Skip every picture and transcribe the remaining material exactly.

Dataset excerpt:
* * *

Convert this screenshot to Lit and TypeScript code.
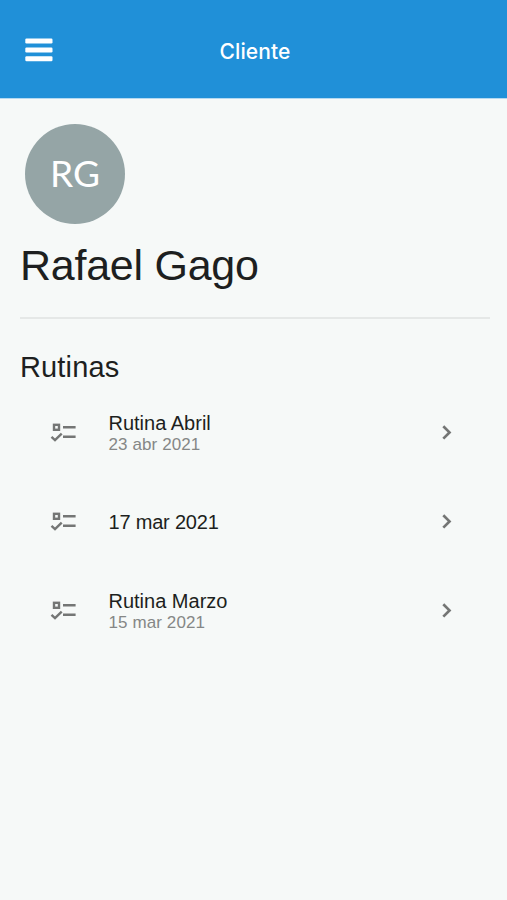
import { LitElement, html, css, svg } from "lit";
import { customElement } from "lit/decorators.js";

interface Routine { title: string; date?: string }

const ROUTINES: Routine[] = [
  { title: "Rutina Abril", date: "23 abr 2021" },
  { title: "17 mar 2021" },
  { title: "Rutina Marzo", date: "15 mar 2021" },
];

@customElement("app-root")
export class AppRoot extends LitElement {
  static styles = css`
    :host { display: block; min-height: 900px; background: #f6f9f8; color: #1d1f20;
      font-family: "Liberation Sans", Arial, sans-serif; }
    header { background: #2090d8; color: #fff; display: grid;
      grid-template-columns: 25px 28px 1fr 50px; align-items: center; border-bottom: 1px solid #b4d9f1;
      box-sizing: border-box; height: 99px; }
    .menu { grid-column: 2; display: block; margin-top: 2px; }
    .bar-title { grid-column: 3; text-align: center; font-family: Inter, sans-serif; font-weight: 500;
      font-size: 21px; line-height: 26px; letter-spacing: 0.1px; padding-top: 6px; }
    main { padding: 25px 17px 0 20px; }
    .avatar { width: 100px; height: 100px; margin-left: 5px; border-radius: 50%; background: #95a5a6;
      color: #fff; display: flex; align-items: center; justify-content: center; font-size: 37px;
      line-height: 44px; font-family: Lato, sans-serif; }
    .avatar span { padding-bottom: 3px; }
    h1 { margin: 15px 0 0; font-size: 43px; line-height: 52px; font-weight: 400; letter-spacing: -0.25px;
      white-space: nowrap; }
    hr { margin: 26px 0 0; border: 0; height: 2px; background: #e5e8e7; }
    h2 { margin: 31px 0 0; font-size: 29px; line-height: 34px; font-weight: 400; letter-spacing: 0.15px; }
    ul { list-style: none; margin: 4px 0 0; padding: 0 36px 0 30px; }
    li { height: 89px; display: grid; grid-template-columns: 58.5px 1fr 13px; align-items: center; }
    .title { font-size: 20px; line-height: 22px; }
    .title.single { letter-spacing: -0.2px; }
    .date { font-size: 17px; line-height: 20px; color: #858786; letter-spacing: 0.1px; padding-top: 1px;
      margin-bottom: -1px; }
    svg { display: block; }
  `;

  render() {
    return html`
      <header>
        <svg class="menu" width="28" height="24" viewBox="0 0 28 24" fill="#fff">
          ${[0.5, 9.5, 18.2].map((y) => svg`<rect x="0.3" y=${y} width="27.2" height="5" rx="1.2"/>`)}
        </svg>
        <div class="bar-title">Cliente</div>
      </header>
      <main>
        <div class="avatar"><span>RG</span></div>
        <h1>Rafael Gago</h1>
        <hr />
        <h2>Rutinas</h2>
        <ul>
          ${ROUTINES.map((r) => html`<li>
            <svg width="27" height="22" viewBox="0 0 27 22" fill="none" stroke="#747675" stroke-width="2.4">
              <rect x="4" y="2.8" width="5" height="5"/>
              <path d="M13 5.3H25.6M13 14.8H25.6M1.5 14.8L5 18.1L11.7 11.6"/>
            </svg>
            <div>
              <div class="title ${r.date ? "" : "single"}">${r.title}</div>
              ${r.date ? html`<div class="date">${r.date}</div>` : null}
            </div>
            <svg width="13" height="16" viewBox="0 0 13 16" fill="none" stroke="#747675" stroke-width="2.7">
              <path d="M2.3 1.2L8.5 7.4L2.3 13.6"/>
            </svg>
          </li>`)}
        </ul>
      </main>`;
  }
}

* * *

Task answer:
Convert this screenshot to Lit and TypeScript code.
import { LitElement, html, css, svg } from "lit";
import { customElement } from "lit/decorators.js";

interface Routine { title: string; date?: string }

const ROUTINES: Routine[] = [
  { title: "Rutina Abril", date: "23 abr 2021" },
  { title: "17 mar 2021" },
  { title: "Rutina Marzo", date: "15 mar 2021" },
];

@customElement("app-root")
export class AppRoot extends LitElement {
  static styles = css`
    :host { display: block; min-height: 900px; background: #f6f9f8; color: #1d1f20;
      font-family: "Liberation Sans", Arial, sans-serif; }
    header { background: #2090d8; color: #fff; display: grid;
      grid-template-columns: 25px 28px 1fr 50px; align-items: center; border-bottom: 1px solid #b4d9f1;
      box-sizing: border-box; height: 99px; }
    .menu { grid-column: 2; display: block; margin-top: 2px; }
    .bar-title { grid-column: 3; text-align: center; font-family: Inter, sans-serif; font-weight: 500;
      font-size: 21px; line-height: 26px; letter-spacing: 0.1px; padding-top: 6px; }
    main { padding: 25px 17px 0 20px; }
    .avatar { width: 100px; height: 100px; margin-left: 5px; border-radius: 50%; background: #95a5a6;
      color: #fff; display: flex; align-items: center; justify-content: center; font-size: 37px;
      line-height: 44px; font-family: Lato, sans-serif; }
    .avatar span { padding-bottom: 3px; }
    h1 { margin: 15px 0 0; font-size: 43px; line-height: 52px; font-weight: 400; letter-spacing: -0.25px;
      white-space: nowrap; }
    hr { margin: 26px 0 0; border: 0; height: 2px; background: #e5e8e7; }
    h2 { margin: 31px 0 0; font-size: 29px; line-height: 34px; font-weight: 400; letter-spacing: 0.15px; }
    ul { list-style: none; margin: 4px 0 0; padding: 0 36px 0 30px; }
    li { height: 89px; display: grid; grid-template-columns: 58.5px 1fr 13px; align-items: center; }
    .title { font-size: 20px; line-height: 22px; }
    .title.single { letter-spacing: -0.2px; }
    .date { font-size: 17px; line-height: 20px; color: #858786; letter-spacing: 0.1px; padding-top: 1px;
      margin-bottom: -1px; }
    svg { display: block; }
  `;

  render() {
    return html`
      <header>
        <svg class="menu" width="28" height="24" viewBox="0 0 28 24" fill="#fff">
          ${[0.5, 9.5, 18.2].map((y) => svg`<rect x="0.3" y=${y} width="27.2" height="5" rx="1.2"/>`)}
        </svg>
        <div class="bar-title">Cliente</div>
      </header>
      <main>
        <div class="avatar"><span>RG</span></div>
        <h1>Rafael Gago</h1>
        <hr />
        <h2>Rutinas</h2>
        <ul>
          ${ROUTINES.map((r) => html`<li>
            <svg width="27" height="22" viewBox="0 0 27 22" fill="none" stroke="#747675" stroke-width="2.4">
              <rect x="4" y="2.8" width="5" height="5"/>
              <path d="M13 5.3H25.6M13 14.8H25.6M1.5 14.8L5 18.1L11.7 11.6"/>
            </svg>
            <div>
              <div class="title ${r.date ? "" : "single"}">${r.title}</div>
              ${r.date ? html`<div class="date">${r.date}</div>` : null}
            </div>
            <svg width="13" height="16" viewBox="0 0 13 16" fill="none" stroke="#747675" stroke-width="2.7">
              <path d="M2.3 1.2L8.5 7.4L2.3 13.6"/>
            </svg>
          </li>`)}
        </ul>
      </main>`;
  }
}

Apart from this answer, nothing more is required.